=== GIVEN DATA ===
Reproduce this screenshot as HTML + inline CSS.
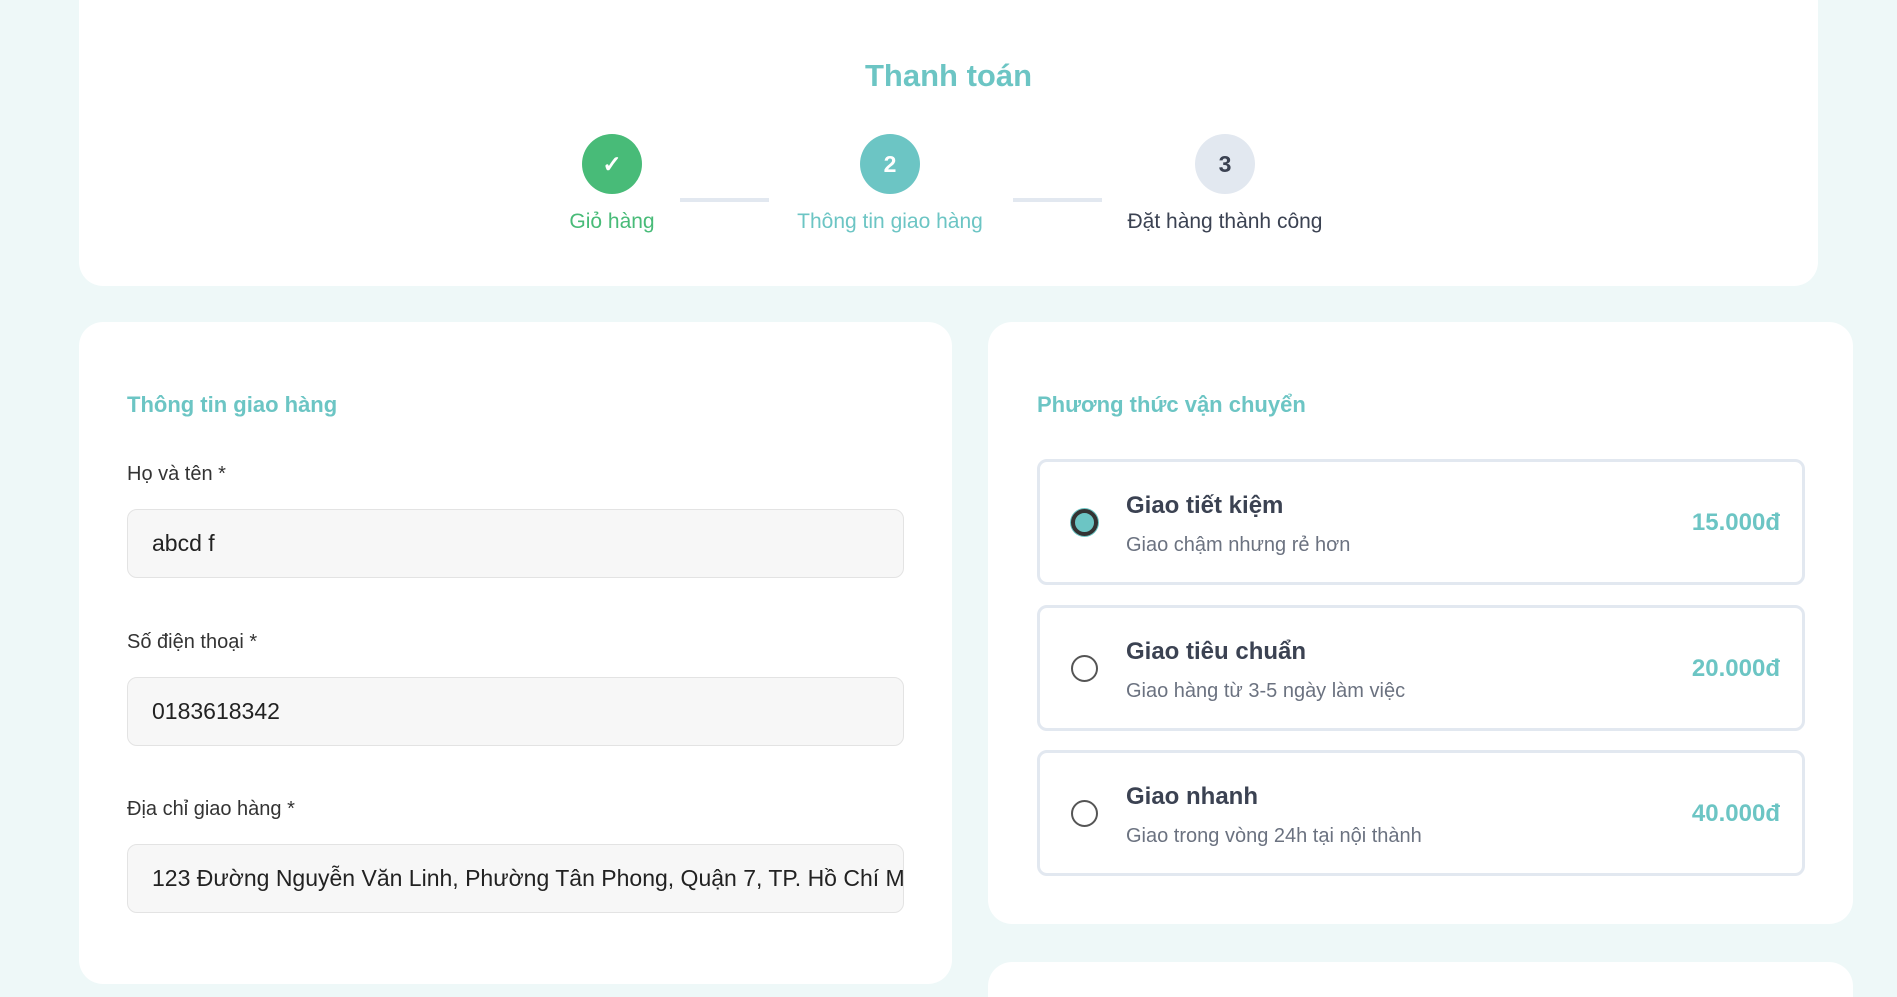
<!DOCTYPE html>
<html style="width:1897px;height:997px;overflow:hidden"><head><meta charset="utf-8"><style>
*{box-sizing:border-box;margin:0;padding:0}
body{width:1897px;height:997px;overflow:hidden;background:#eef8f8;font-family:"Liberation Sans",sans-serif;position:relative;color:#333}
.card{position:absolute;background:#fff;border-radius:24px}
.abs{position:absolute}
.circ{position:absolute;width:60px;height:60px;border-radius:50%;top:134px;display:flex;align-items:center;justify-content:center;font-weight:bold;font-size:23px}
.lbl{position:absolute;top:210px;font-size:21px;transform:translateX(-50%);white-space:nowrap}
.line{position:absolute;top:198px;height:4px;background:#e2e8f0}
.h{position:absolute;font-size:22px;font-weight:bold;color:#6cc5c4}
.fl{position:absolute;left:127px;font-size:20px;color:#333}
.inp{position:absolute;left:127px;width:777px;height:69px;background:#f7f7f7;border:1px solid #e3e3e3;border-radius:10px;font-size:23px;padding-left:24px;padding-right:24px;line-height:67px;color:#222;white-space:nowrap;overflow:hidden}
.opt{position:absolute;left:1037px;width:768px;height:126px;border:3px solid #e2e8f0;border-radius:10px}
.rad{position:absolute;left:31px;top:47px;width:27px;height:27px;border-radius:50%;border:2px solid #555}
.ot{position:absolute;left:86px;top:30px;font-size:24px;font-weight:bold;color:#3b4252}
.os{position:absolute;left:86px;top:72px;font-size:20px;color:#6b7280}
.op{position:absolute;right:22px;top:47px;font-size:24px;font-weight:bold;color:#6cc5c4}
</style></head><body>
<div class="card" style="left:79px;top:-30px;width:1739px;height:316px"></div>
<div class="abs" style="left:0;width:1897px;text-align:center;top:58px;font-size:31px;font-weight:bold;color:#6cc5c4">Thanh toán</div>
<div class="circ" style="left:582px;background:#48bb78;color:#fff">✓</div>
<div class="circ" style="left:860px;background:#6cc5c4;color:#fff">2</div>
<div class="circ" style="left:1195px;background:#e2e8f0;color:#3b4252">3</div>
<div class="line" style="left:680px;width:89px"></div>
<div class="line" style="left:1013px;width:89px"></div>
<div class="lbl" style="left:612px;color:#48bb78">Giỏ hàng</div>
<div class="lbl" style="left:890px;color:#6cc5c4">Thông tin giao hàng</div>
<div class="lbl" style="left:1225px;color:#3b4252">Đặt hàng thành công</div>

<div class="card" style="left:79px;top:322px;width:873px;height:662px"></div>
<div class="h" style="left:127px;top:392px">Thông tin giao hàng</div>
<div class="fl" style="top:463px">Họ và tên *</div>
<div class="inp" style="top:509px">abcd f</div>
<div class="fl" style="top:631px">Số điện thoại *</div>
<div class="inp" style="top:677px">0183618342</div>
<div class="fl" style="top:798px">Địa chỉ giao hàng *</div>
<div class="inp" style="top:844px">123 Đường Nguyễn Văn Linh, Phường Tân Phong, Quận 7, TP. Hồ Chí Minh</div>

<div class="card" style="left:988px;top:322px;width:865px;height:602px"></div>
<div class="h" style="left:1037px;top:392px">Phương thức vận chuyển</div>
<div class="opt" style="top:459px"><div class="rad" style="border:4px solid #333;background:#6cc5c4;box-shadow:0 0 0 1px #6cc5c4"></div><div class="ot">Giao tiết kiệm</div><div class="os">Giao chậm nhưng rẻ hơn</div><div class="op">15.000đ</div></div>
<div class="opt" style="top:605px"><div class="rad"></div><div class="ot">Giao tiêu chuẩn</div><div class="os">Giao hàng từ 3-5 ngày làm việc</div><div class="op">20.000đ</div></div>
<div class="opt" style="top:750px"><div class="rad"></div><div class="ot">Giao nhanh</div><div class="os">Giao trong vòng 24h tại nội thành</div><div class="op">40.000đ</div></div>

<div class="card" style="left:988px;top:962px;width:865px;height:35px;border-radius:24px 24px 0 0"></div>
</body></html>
===
• _INSTRUCTIONS TO FOLLOW_: Make an exact copy of all the material, but keep the pictures out of it.

• _THE OUTPUT_:
Reproduce this screenshot as HTML + inline CSS.
<!DOCTYPE html>
<html style="width:1897px;height:997px;overflow:hidden"><head><meta charset="utf-8"><style>
*{box-sizing:border-box;margin:0;padding:0}
body{width:1897px;height:997px;overflow:hidden;background:#eef8f8;font-family:"Liberation Sans",sans-serif;position:relative;color:#333}
.card{position:absolute;background:#fff;border-radius:24px}
.abs{position:absolute}
.circ{position:absolute;width:60px;height:60px;border-radius:50%;top:134px;display:flex;align-items:center;justify-content:center;font-weight:bold;font-size:23px}
.lbl{position:absolute;top:210px;font-size:21px;transform:translateX(-50%);white-space:nowrap}
.line{position:absolute;top:198px;height:4px;background:#e2e8f0}
.h{position:absolute;font-size:22px;font-weight:bold;color:#6cc5c4}
.fl{position:absolute;left:127px;font-size:20px;color:#333}
.inp{position:absolute;left:127px;width:777px;height:69px;background:#f7f7f7;border:1px solid #e3e3e3;border-radius:10px;font-size:23px;padding-left:24px;padding-right:24px;line-height:67px;color:#222;white-space:nowrap;overflow:hidden}
.opt{position:absolute;left:1037px;width:768px;height:126px;border:3px solid #e2e8f0;border-radius:10px}
.rad{position:absolute;left:31px;top:47px;width:27px;height:27px;border-radius:50%;border:2px solid #555}
.ot{position:absolute;left:86px;top:30px;font-size:24px;font-weight:bold;color:#3b4252}
.os{position:absolute;left:86px;top:72px;font-size:20px;color:#6b7280}
.op{position:absolute;right:22px;top:47px;font-size:24px;font-weight:bold;color:#6cc5c4}
</style></head><body>
<div class="card" style="left:79px;top:-30px;width:1739px;height:316px"></div>
<div class="abs" style="left:0;width:1897px;text-align:center;top:58px;font-size:31px;font-weight:bold;color:#6cc5c4">Thanh toán</div>
<div class="circ" style="left:582px;background:#48bb78;color:#fff">✓</div>
<div class="circ" style="left:860px;background:#6cc5c4;color:#fff">2</div>
<div class="circ" style="left:1195px;background:#e2e8f0;color:#3b4252">3</div>
<div class="line" style="left:680px;width:89px"></div>
<div class="line" style="left:1013px;width:89px"></div>
<div class="lbl" style="left:612px;color:#48bb78">Giỏ hàng</div>
<div class="lbl" style="left:890px;color:#6cc5c4">Thông tin giao hàng</div>
<div class="lbl" style="left:1225px;color:#3b4252">Đặt hàng thành công</div>

<div class="card" style="left:79px;top:322px;width:873px;height:662px"></div>
<div class="h" style="left:127px;top:392px">Thông tin giao hàng</div>
<div class="fl" style="top:463px">Họ và tên *</div>
<div class="inp" style="top:509px">abcd f</div>
<div class="fl" style="top:631px">Số điện thoại *</div>
<div class="inp" style="top:677px">0183618342</div>
<div class="fl" style="top:798px">Địa chỉ giao hàng *</div>
<div class="inp" style="top:844px">123 Đường Nguyễn Văn Linh, Phường Tân Phong, Quận 7, TP. Hồ Chí Minh</div>

<div class="card" style="left:988px;top:322px;width:865px;height:602px"></div>
<div class="h" style="left:1037px;top:392px">Phương thức vận chuyển</div>
<div class="opt" style="top:459px"><div class="rad" style="border:4px solid #333;background:#6cc5c4;box-shadow:0 0 0 1px #6cc5c4"></div><div class="ot">Giao tiết kiệm</div><div class="os">Giao chậm nhưng rẻ hơn</div><div class="op">15.000đ</div></div>
<div class="opt" style="top:605px"><div class="rad"></div><div class="ot">Giao tiêu chuẩn</div><div class="os">Giao hàng từ 3-5 ngày làm việc</div><div class="op">20.000đ</div></div>
<div class="opt" style="top:750px"><div class="rad"></div><div class="ot">Giao nhanh</div><div class="os">Giao trong vòng 24h tại nội thành</div><div class="op">40.000đ</div></div>

<div class="card" style="left:988px;top:962px;width:865px;height:35px;border-radius:24px 24px 0 0"></div>
</body></html>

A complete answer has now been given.